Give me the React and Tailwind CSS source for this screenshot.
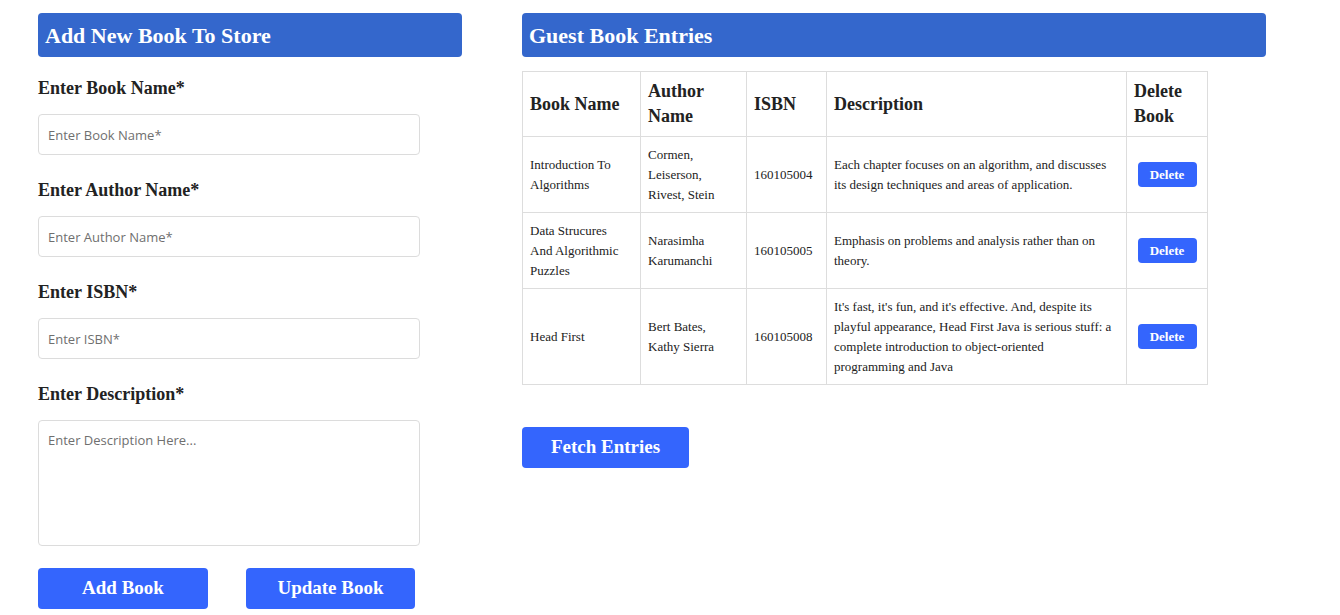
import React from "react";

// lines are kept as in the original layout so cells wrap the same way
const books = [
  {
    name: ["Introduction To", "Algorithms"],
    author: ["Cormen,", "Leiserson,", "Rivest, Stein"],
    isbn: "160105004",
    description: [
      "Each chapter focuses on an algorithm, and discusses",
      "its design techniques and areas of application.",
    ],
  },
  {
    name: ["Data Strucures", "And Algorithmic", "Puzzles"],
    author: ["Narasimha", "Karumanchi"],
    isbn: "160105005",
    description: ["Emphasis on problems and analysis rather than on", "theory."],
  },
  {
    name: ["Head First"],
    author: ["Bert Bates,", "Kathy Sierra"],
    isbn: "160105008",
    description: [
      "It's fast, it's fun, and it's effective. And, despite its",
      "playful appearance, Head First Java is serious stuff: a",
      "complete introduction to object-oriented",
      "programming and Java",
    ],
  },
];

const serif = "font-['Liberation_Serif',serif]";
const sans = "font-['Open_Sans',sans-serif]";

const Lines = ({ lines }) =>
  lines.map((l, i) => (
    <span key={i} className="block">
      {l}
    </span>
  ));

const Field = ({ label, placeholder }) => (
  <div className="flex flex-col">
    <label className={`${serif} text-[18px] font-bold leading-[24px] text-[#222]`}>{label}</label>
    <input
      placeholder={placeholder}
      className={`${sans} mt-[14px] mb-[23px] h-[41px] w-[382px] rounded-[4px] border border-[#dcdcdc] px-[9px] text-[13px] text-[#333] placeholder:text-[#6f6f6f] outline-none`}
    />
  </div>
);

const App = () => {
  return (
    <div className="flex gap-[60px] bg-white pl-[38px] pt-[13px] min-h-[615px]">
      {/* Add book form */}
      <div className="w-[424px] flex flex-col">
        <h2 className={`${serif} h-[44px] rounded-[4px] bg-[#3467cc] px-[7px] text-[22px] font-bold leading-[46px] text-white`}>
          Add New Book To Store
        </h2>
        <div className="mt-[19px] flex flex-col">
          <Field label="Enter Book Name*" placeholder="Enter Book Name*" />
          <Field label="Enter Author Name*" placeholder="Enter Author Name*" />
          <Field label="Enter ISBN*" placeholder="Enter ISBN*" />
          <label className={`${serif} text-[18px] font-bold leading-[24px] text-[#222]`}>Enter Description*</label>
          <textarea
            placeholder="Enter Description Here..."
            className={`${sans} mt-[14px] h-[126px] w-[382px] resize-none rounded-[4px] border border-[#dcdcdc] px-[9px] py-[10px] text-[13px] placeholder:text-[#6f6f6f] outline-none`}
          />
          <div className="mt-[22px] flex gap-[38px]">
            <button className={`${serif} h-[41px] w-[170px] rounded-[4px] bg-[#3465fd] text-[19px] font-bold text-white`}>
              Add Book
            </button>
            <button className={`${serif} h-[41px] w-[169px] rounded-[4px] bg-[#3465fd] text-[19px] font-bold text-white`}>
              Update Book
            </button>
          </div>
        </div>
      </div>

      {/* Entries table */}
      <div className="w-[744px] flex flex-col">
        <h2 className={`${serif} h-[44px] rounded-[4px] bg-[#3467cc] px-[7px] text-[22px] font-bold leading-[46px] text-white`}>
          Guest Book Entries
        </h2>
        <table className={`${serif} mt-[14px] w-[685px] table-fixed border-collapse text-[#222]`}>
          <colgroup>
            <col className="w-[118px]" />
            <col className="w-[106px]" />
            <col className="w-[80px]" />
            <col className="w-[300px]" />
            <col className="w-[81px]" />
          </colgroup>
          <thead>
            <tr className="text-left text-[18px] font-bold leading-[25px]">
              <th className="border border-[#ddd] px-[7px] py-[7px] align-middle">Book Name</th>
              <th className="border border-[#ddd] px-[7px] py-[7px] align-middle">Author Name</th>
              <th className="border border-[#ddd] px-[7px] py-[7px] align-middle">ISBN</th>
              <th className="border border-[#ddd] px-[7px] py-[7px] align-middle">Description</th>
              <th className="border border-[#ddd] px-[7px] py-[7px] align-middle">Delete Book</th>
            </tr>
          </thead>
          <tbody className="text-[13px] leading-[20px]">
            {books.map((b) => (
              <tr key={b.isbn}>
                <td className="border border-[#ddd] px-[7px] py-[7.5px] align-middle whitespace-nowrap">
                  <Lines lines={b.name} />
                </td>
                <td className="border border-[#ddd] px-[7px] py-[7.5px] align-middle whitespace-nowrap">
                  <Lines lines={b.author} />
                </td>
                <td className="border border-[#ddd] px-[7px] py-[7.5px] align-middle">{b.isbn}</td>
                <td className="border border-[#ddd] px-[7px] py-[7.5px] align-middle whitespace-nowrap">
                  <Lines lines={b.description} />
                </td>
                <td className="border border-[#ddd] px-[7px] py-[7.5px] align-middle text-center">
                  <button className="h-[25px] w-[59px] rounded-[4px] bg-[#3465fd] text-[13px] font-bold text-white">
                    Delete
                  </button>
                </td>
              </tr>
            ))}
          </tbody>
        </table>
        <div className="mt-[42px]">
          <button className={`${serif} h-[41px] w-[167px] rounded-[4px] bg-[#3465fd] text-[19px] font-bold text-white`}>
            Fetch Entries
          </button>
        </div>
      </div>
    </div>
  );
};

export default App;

═══

Objective →
Quote the full listing above word for word; exclude every picture from the copy.

Output for this task →
Give me the React and Tailwind CSS source for this screenshot.
import React from "react";

// lines are kept as in the original layout so cells wrap the same way
const books = [
  {
    name: ["Introduction To", "Algorithms"],
    author: ["Cormen,", "Leiserson,", "Rivest, Stein"],
    isbn: "160105004",
    description: [
      "Each chapter focuses on an algorithm, and discusses",
      "its design techniques and areas of application.",
    ],
  },
  {
    name: ["Data Strucures", "And Algorithmic", "Puzzles"],
    author: ["Narasimha", "Karumanchi"],
    isbn: "160105005",
    description: ["Emphasis on problems and analysis rather than on", "theory."],
  },
  {
    name: ["Head First"],
    author: ["Bert Bates,", "Kathy Sierra"],
    isbn: "160105008",
    description: [
      "It's fast, it's fun, and it's effective. And, despite its",
      "playful appearance, Head First Java is serious stuff: a",
      "complete introduction to object-oriented",
      "programming and Java",
    ],
  },
];

const serif = "font-['Liberation_Serif',serif]";
const sans = "font-['Open_Sans',sans-serif]";

const Lines = ({ lines }) =>
  lines.map((l, i) => (
    <span key={i} className="block">
      {l}
    </span>
  ));

const Field = ({ label, placeholder }) => (
  <div className="flex flex-col">
    <label className={`${serif} text-[18px] font-bold leading-[24px] text-[#222]`}>{label}</label>
    <input
      placeholder={placeholder}
      className={`${sans} mt-[14px] mb-[23px] h-[41px] w-[382px] rounded-[4px] border border-[#dcdcdc] px-[9px] text-[13px] text-[#333] placeholder:text-[#6f6f6f] outline-none`}
    />
  </div>
);

const App = () => {
  return (
    <div className="flex gap-[60px] bg-white pl-[38px] pt-[13px] min-h-[615px]">
      {/* Add book form */}
      <div className="w-[424px] flex flex-col">
        <h2 className={`${serif} h-[44px] rounded-[4px] bg-[#3467cc] px-[7px] text-[22px] font-bold leading-[46px] text-white`}>
          Add New Book To Store
        </h2>
        <div className="mt-[19px] flex flex-col">
          <Field label="Enter Book Name*" placeholder="Enter Book Name*" />
          <Field label="Enter Author Name*" placeholder="Enter Author Name*" />
          <Field label="Enter ISBN*" placeholder="Enter ISBN*" />
          <label className={`${serif} text-[18px] font-bold leading-[24px] text-[#222]`}>Enter Description*</label>
          <textarea
            placeholder="Enter Description Here..."
            className={`${sans} mt-[14px] h-[126px] w-[382px] resize-none rounded-[4px] border border-[#dcdcdc] px-[9px] py-[10px] text-[13px] placeholder:text-[#6f6f6f] outline-none`}
          />
          <div className="mt-[22px] flex gap-[38px]">
            <button className={`${serif} h-[41px] w-[170px] rounded-[4px] bg-[#3465fd] text-[19px] font-bold text-white`}>
              Add Book
            </button>
            <button className={`${serif} h-[41px] w-[169px] rounded-[4px] bg-[#3465fd] text-[19px] font-bold text-white`}>
              Update Book
            </button>
          </div>
        </div>
      </div>

      {/* Entries table */}
      <div className="w-[744px] flex flex-col">
        <h2 className={`${serif} h-[44px] rounded-[4px] bg-[#3467cc] px-[7px] text-[22px] font-bold leading-[46px] text-white`}>
          Guest Book Entries
        </h2>
        <table className={`${serif} mt-[14px] w-[685px] table-fixed border-collapse text-[#222]`}>
          <colgroup>
            <col className="w-[118px]" />
            <col className="w-[106px]" />
            <col className="w-[80px]" />
            <col className="w-[300px]" />
            <col className="w-[81px]" />
          </colgroup>
          <thead>
            <tr className="text-left text-[18px] font-bold leading-[25px]">
              <th className="border border-[#ddd] px-[7px] py-[7px] align-middle">Book Name</th>
              <th className="border border-[#ddd] px-[7px] py-[7px] align-middle">Author Name</th>
              <th className="border border-[#ddd] px-[7px] py-[7px] align-middle">ISBN</th>
              <th className="border border-[#ddd] px-[7px] py-[7px] align-middle">Description</th>
              <th className="border border-[#ddd] px-[7px] py-[7px] align-middle">Delete Book</th>
            </tr>
          </thead>
          <tbody className="text-[13px] leading-[20px]">
            {books.map((b) => (
              <tr key={b.isbn}>
                <td className="border border-[#ddd] px-[7px] py-[7.5px] align-middle whitespace-nowrap">
                  <Lines lines={b.name} />
                </td>
                <td className="border border-[#ddd] px-[7px] py-[7.5px] align-middle whitespace-nowrap">
                  <Lines lines={b.author} />
                </td>
                <td className="border border-[#ddd] px-[7px] py-[7.5px] align-middle">{b.isbn}</td>
                <td className="border border-[#ddd] px-[7px] py-[7.5px] align-middle whitespace-nowrap">
                  <Lines lines={b.description} />
                </td>
                <td className="border border-[#ddd] px-[7px] py-[7.5px] align-middle text-center">
                  <button className="h-[25px] w-[59px] rounded-[4px] bg-[#3465fd] text-[13px] font-bold text-white">
                    Delete
                  </button>
                </td>
              </tr>
            ))}
          </tbody>
        </table>
        <div className="mt-[42px]">
          <button className={`${serif} h-[41px] w-[167px] rounded-[4px] bg-[#3465fd] text-[19px] font-bold text-white`}>
            Fetch Entries
          </button>
        </div>
      </div>
    </div>
  );
};

export default App;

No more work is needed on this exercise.